> _Requirement_: Give all of the lines again, with nothing added or dropped.
________________________
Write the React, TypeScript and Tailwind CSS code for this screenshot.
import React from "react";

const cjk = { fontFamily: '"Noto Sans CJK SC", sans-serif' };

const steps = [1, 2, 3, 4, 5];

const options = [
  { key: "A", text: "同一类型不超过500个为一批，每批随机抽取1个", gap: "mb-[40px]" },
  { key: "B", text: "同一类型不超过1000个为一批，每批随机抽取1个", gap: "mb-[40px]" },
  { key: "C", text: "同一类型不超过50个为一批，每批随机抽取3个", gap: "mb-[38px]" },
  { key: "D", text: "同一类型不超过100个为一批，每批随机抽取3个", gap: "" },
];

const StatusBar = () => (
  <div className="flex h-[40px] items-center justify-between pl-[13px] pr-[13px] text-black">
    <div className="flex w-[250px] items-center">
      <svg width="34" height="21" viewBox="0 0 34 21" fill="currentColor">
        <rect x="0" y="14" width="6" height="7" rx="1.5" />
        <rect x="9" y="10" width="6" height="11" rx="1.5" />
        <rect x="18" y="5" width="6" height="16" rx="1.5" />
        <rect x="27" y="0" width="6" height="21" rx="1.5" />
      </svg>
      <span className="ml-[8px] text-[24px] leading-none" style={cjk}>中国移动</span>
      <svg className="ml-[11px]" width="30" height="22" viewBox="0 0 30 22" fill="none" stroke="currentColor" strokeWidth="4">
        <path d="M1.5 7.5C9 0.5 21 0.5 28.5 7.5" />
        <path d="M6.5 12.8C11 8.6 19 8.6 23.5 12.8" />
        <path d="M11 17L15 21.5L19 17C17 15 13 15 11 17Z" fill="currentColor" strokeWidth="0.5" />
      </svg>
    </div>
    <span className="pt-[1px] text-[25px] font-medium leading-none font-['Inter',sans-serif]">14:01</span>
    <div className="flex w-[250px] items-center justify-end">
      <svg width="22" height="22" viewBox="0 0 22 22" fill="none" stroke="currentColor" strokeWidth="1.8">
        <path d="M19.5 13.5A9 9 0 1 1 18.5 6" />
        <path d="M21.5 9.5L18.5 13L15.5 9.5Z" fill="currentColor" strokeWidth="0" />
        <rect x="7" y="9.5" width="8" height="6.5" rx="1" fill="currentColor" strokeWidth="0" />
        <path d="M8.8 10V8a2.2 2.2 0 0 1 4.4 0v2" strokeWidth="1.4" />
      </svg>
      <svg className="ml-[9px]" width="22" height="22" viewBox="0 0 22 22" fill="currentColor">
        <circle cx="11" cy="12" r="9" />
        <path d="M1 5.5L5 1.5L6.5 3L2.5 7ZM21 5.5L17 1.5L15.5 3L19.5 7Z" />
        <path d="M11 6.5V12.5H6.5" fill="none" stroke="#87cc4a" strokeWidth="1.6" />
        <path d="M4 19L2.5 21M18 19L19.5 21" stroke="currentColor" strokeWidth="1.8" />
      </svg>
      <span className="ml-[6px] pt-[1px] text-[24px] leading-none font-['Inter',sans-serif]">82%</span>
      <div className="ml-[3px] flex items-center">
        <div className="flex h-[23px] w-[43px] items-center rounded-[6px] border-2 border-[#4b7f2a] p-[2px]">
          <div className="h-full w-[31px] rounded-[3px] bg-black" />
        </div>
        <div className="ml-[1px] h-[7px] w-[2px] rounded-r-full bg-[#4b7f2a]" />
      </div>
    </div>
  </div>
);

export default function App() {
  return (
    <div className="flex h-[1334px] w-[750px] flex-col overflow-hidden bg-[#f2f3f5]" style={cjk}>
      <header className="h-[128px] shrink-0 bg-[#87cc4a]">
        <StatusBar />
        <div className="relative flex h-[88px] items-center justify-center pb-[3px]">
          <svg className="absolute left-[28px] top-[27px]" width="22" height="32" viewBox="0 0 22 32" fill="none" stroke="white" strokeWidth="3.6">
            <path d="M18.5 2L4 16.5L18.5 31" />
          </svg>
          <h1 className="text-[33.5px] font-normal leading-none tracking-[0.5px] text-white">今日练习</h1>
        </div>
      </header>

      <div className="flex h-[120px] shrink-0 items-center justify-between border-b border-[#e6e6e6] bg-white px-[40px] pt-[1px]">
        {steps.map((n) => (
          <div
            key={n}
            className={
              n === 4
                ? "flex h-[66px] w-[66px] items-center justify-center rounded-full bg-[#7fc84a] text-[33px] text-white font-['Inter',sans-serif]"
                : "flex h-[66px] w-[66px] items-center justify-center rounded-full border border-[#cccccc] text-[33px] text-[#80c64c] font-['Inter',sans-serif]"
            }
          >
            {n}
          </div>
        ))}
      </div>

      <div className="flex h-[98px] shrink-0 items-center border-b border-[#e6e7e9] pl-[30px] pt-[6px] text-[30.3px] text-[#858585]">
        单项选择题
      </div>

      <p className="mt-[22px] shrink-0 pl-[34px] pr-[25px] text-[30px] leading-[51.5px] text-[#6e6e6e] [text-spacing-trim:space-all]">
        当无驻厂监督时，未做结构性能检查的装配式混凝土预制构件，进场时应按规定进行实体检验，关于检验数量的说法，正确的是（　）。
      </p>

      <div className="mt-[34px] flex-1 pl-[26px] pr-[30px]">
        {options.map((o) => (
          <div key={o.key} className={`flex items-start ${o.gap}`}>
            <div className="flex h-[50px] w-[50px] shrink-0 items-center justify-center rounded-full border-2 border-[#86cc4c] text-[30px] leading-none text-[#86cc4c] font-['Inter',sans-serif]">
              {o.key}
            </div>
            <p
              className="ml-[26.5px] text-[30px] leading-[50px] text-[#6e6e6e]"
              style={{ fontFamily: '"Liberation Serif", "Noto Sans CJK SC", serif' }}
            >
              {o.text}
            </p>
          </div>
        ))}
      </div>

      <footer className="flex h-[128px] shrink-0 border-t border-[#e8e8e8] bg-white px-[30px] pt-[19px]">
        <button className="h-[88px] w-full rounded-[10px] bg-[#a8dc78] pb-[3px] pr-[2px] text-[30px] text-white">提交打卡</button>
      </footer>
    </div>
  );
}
________________________
> _Solution below_:
Write the React, TypeScript and Tailwind CSS code for this screenshot.
import React from "react";

const cjk = { fontFamily: '"Noto Sans CJK SC", sans-serif' };

const steps = [1, 2, 3, 4, 5];

const options = [
  { key: "A", text: "同一类型不超过500个为一批，每批随机抽取1个", gap: "mb-[40px]" },
  { key: "B", text: "同一类型不超过1000个为一批，每批随机抽取1个", gap: "mb-[40px]" },
  { key: "C", text: "同一类型不超过50个为一批，每批随机抽取3个", gap: "mb-[38px]" },
  { key: "D", text: "同一类型不超过100个为一批，每批随机抽取3个", gap: "" },
];

const StatusBar = () => (
  <div className="flex h-[40px] items-center justify-between pl-[13px] pr-[13px] text-black">
    <div className="flex w-[250px] items-center">
      <svg width="34" height="21" viewBox="0 0 34 21" fill="currentColor">
        <rect x="0" y="14" width="6" height="7" rx="1.5" />
        <rect x="9" y="10" width="6" height="11" rx="1.5" />
        <rect x="18" y="5" width="6" height="16" rx="1.5" />
        <rect x="27" y="0" width="6" height="21" rx="1.5" />
      </svg>
      <span className="ml-[8px] text-[24px] leading-none" style={cjk}>中国移动</span>
      <svg className="ml-[11px]" width="30" height="22" viewBox="0 0 30 22" fill="none" stroke="currentColor" strokeWidth="4">
        <path d="M1.5 7.5C9 0.5 21 0.5 28.5 7.5" />
        <path d="M6.5 12.8C11 8.6 19 8.6 23.5 12.8" />
        <path d="M11 17L15 21.5L19 17C17 15 13 15 11 17Z" fill="currentColor" strokeWidth="0.5" />
      </svg>
    </div>
    <span className="pt-[1px] text-[25px] font-medium leading-none font-['Inter',sans-serif]">14:01</span>
    <div className="flex w-[250px] items-center justify-end">
      <svg width="22" height="22" viewBox="0 0 22 22" fill="none" stroke="currentColor" strokeWidth="1.8">
        <path d="M19.5 13.5A9 9 0 1 1 18.5 6" />
        <path d="M21.5 9.5L18.5 13L15.5 9.5Z" fill="currentColor" strokeWidth="0" />
        <rect x="7" y="9.5" width="8" height="6.5" rx="1" fill="currentColor" strokeWidth="0" />
        <path d="M8.8 10V8a2.2 2.2 0 0 1 4.4 0v2" strokeWidth="1.4" />
      </svg>
      <svg className="ml-[9px]" width="22" height="22" viewBox="0 0 22 22" fill="currentColor">
        <circle cx="11" cy="12" r="9" />
        <path d="M1 5.5L5 1.5L6.5 3L2.5 7ZM21 5.5L17 1.5L15.5 3L19.5 7Z" />
        <path d="M11 6.5V12.5H6.5" fill="none" stroke="#87cc4a" strokeWidth="1.6" />
        <path d="M4 19L2.5 21M18 19L19.5 21" stroke="currentColor" strokeWidth="1.8" />
      </svg>
      <span className="ml-[6px] pt-[1px] text-[24px] leading-none font-['Inter',sans-serif]">82%</span>
      <div className="ml-[3px] flex items-center">
        <div className="flex h-[23px] w-[43px] items-center rounded-[6px] border-2 border-[#4b7f2a] p-[2px]">
          <div className="h-full w-[31px] rounded-[3px] bg-black" />
        </div>
        <div className="ml-[1px] h-[7px] w-[2px] rounded-r-full bg-[#4b7f2a]" />
      </div>
    </div>
  </div>
);

export default function App() {
  return (
    <div className="flex h-[1334px] w-[750px] flex-col overflow-hidden bg-[#f2f3f5]" style={cjk}>
      <header className="h-[128px] shrink-0 bg-[#87cc4a]">
        <StatusBar />
        <div className="relative flex h-[88px] items-center justify-center pb-[3px]">
          <svg className="absolute left-[28px] top-[27px]" width="22" height="32" viewBox="0 0 22 32" fill="none" stroke="white" strokeWidth="3.6">
            <path d="M18.5 2L4 16.5L18.5 31" />
          </svg>
          <h1 className="text-[33.5px] font-normal leading-none tracking-[0.5px] text-white">今日练习</h1>
        </div>
      </header>

      <div className="flex h-[120px] shrink-0 items-center justify-between border-b border-[#e6e6e6] bg-white px-[40px] pt-[1px]">
        {steps.map((n) => (
          <div
            key={n}
            className={
              n === 4
                ? "flex h-[66px] w-[66px] items-center justify-center rounded-full bg-[#7fc84a] text-[33px] text-white font-['Inter',sans-serif]"
                : "flex h-[66px] w-[66px] items-center justify-center rounded-full border border-[#cccccc] text-[33px] text-[#80c64c] font-['Inter',sans-serif]"
            }
          >
            {n}
          </div>
        ))}
      </div>

      <div className="flex h-[98px] shrink-0 items-center border-b border-[#e6e7e9] pl-[30px] pt-[6px] text-[30.3px] text-[#858585]">
        单项选择题
      </div>

      <p className="mt-[22px] shrink-0 pl-[34px] pr-[25px] text-[30px] leading-[51.5px] text-[#6e6e6e] [text-spacing-trim:space-all]">
        当无驻厂监督时，未做结构性能检查的装配式混凝土预制构件，进场时应按规定进行实体检验，关于检验数量的说法，正确的是（　）。
      </p>

      <div className="mt-[34px] flex-1 pl-[26px] pr-[30px]">
        {options.map((o) => (
          <div key={o.key} className={`flex items-start ${o.gap}`}>
            <div className="flex h-[50px] w-[50px] shrink-0 items-center justify-center rounded-full border-2 border-[#86cc4c] text-[30px] leading-none text-[#86cc4c] font-['Inter',sans-serif]">
              {o.key}
            </div>
            <p
              className="ml-[26.5px] text-[30px] leading-[50px] text-[#6e6e6e]"
              style={{ fontFamily: '"Liberation Serif", "Noto Sans CJK SC", serif' }}
            >
              {o.text}
            </p>
          </div>
        ))}
      </div>

      <footer className="flex h-[128px] shrink-0 border-t border-[#e8e8e8] bg-white px-[30px] pt-[19px]">
        <button className="h-[88px] w-full rounded-[10px] bg-[#a8dc78] pb-[3px] pr-[2px] text-[30px] text-white">提交打卡</button>
      </footer>
    </div>
  );
}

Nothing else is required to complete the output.